After updating the file reload the daemon and start the seaweedmaster service
sudo systemctl daemon-reload
sudo systemctl start seaweedmaster
sudo systemctl enable seaweedmaster
Make sure the service is running
sudo systemctl status seaweedmaster.service
If there is an issue of running the seaweed master as a service, the master service can also be ran manually with the following command
weed master &
Setup the volume servers
Now that the master server is setup, the volume server can be setup. There can be multiple volume servers setup on a single computer as well as distributing the volume servers across many computers. First make sure that seaweed is installed on all the servers.
First create directories for the volume servers. For our environment, we created the directory calledseaweedshare
on ubuntu1, ubuntu2, and ubuntu3. Next create the file called seaweedvolume1.service
and copy it so it looks like the screenshot below. Here is a link to the file as well.
After reload the daemon as well as enabling, and starting the service
sudo systemctl daemon-reload
sudo systemctl start volume1
sudo systemctl enable volume1
Check that the service is running without any issues as well.
sudo systemctl status
The seaweed webgui
With seaweed this is a web interface which can be accessed by entering the ip address of the master server on port 9333, so for our environment on a browser navigate to 10.0.5.10:9333, and this is the page.
Notice where it says leader 10.0.5.10:9333, this is the master server's ip address. The section "Other Masters" is where other master server's ip addresses would show up, but in our environment, there is only one master server. Under the Topology section is shows the other volume server. It shows what data center they are apart of, what rack they are one, what their ip address, the number of volumes and the volume ids.
When clicking on one of the volume servers, this is what the page looks like.
This shows the path of the volume, and information on how many GiBbs are free. There is also the Volumes section and shows how many files are apart of a particular volume, how big the files are, the ttl field as well as if the file is read-only or not.
Adding files
The process to add a file to a seaweed server utilizes the curl command. First, curl a seaweed master server as shown below. Make sure to replace the IP with your master server IP address.
curl http://10.0.5.10:9333/dir/assign
The command should return an FID and URL variable. You will use those in the next command to upload the file.
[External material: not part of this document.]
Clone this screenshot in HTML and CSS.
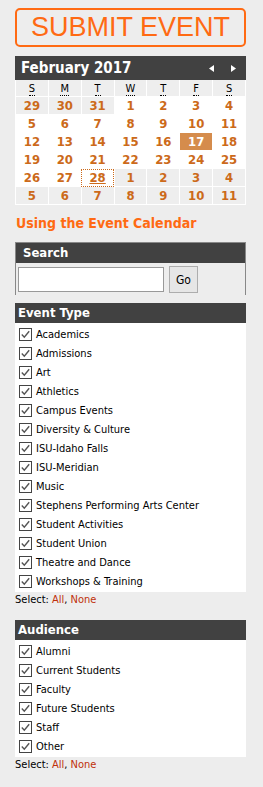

Use the following command to upload the file to a volume server.
curl -F file=@/home/champuser/test.txt http://10.0.5.11:8081/11,01053467242
curl -F file=@/Your-Local-File http://URL/FID
Viewing files
To access files you use the web GUI mentioned earlier. Continuing from the example above to access the file you would put one of the following URL in the browser.
http://10.0.5.11:8081/11,01053467242
http://10.0.5.11:8081/11/01053467242
http://10.0.5.11:8081/11/01053467242/test.txt
These addresses are based on the http://URL/FID
format and will be unique to each file.
Deleting files
Deleting a file from SeaweedFS is similar to uploading the file. You will need to run the following curl
command to delete the file.
curl -X DELETE http://10.0.5.11:8081/11,01053467242
curl -X DELETE http://URL/FID
Creating temporary files
SeaweedFS allows for time-to-live (TTL) to be attached to files. Once the TTL expires the file will be deleted. For more information on storing a file with TTL view their wiki entry, found here. Uploading a file with TTL is similar to uploading a normal file as shown below.
curl http://10.0.5.10:9333/dir/assign
curl -F file=@/home/champuser/test.txt http://10.0.5.11:8081/11,01053467242?ttl=3m
curl -F file=@/Your-Local-File http://URL/FID?ttl=TIME
Presentation and Demo video:
Watch the video here
Reflection
SeaweedFS seems like a powerful network file system. That being said I don't think I would ever go out of my way to use it. Personally, I'm not of fan of needing to use a filer to manage FIDs to keep track of files. This seems to be focused as more of a backend for other applications and I don't have a use case like that right now. I do like how easy it is to configure replication on the systems though. I also found the SeaweedFS wiki to be helpful when building our cluster and understanding the components. Overall I think I would prefer something that is more user-friendly like a Windows DFS.